The Wolf of Wall Street
Leonardo DiCaprio is nominated for Best Actor at this year's Baftas Red Granite Pictures

Film-goers in the United Arab Emirates have complained that cuts made to Martin Scorsese's The Wolf of Wall Street have rendered the movie "incomprehensible".

The film which stars Leonardo DiCaprio in a Golden Globe-winning role has been surrounded in controversy due to its highly explicit sexual content and depiction of drug use.

The BBFC states the film's running time as 180 minutes, while cinemas in the UAE list it at 135 – a 45 minute difference.

Director of the UAE's National Media Council Media Content Tracking Department Juma Obaid Al Leem told publication Tabloid! that it was the film's distributors who made the cuts.

"We didn't touch the film," he said. "The distributor already made the cut [when it came to us]. When we asked the distributors, they said they cut all those scenes and words, because they want to distribute the film in GCC [Gulf Cooperation Council]."

Wolf of Wall Street
Scorsese's tale of excess charts the true story of former-stockbroker Jordan Belfort Universal

Mohammad Al Mousa student of filmmaking at the American University in Dubai said: "It's like looking at the Mona Lisa with sunglasses on. There are so many unorthodox cuts that you are never really sure what's happening. It felt disruptive. I'd be so disappointed if someone disrupted the integrity of my film like that."

The film depicts the lavish lifestyle of real life Wall Street stockbroker Jordan Belfort – who engages in orgies and takes an incredible amount of drugs.

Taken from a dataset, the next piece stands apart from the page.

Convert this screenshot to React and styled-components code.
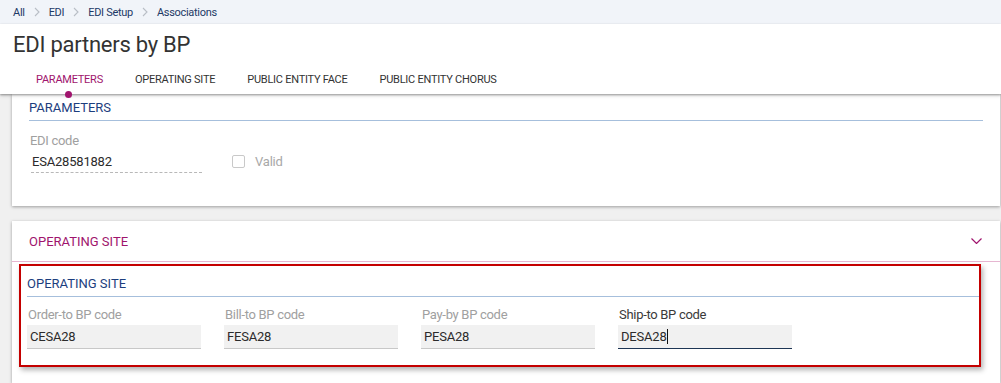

Another film-goer – 22-year-old student Jilenar Mohammad - said she was so disappointed by the version shown in cinemas that she went home and pirated the complete version shown elsewhere around the world.

"It was a huge difference. They should have just put a higher rating and let the movie show as it is. A few cuts we can understand but I was completely lost when I saw it at the cinema," she said.

Juma Obaid Al Leem noted that lessons had been learnt from the reaction of audiences. "[We have told distributors] next time, don't touch the film," he said. "We will make the cuts. We will decide. Maybe some scenes will be accepted. Don't make any cut outside till they bring the full film and we will decide about the film.

"We told them very clearly."

The Wolf of Wall Street – in its complete form – is released in UK cinemas this Friday, 17 January.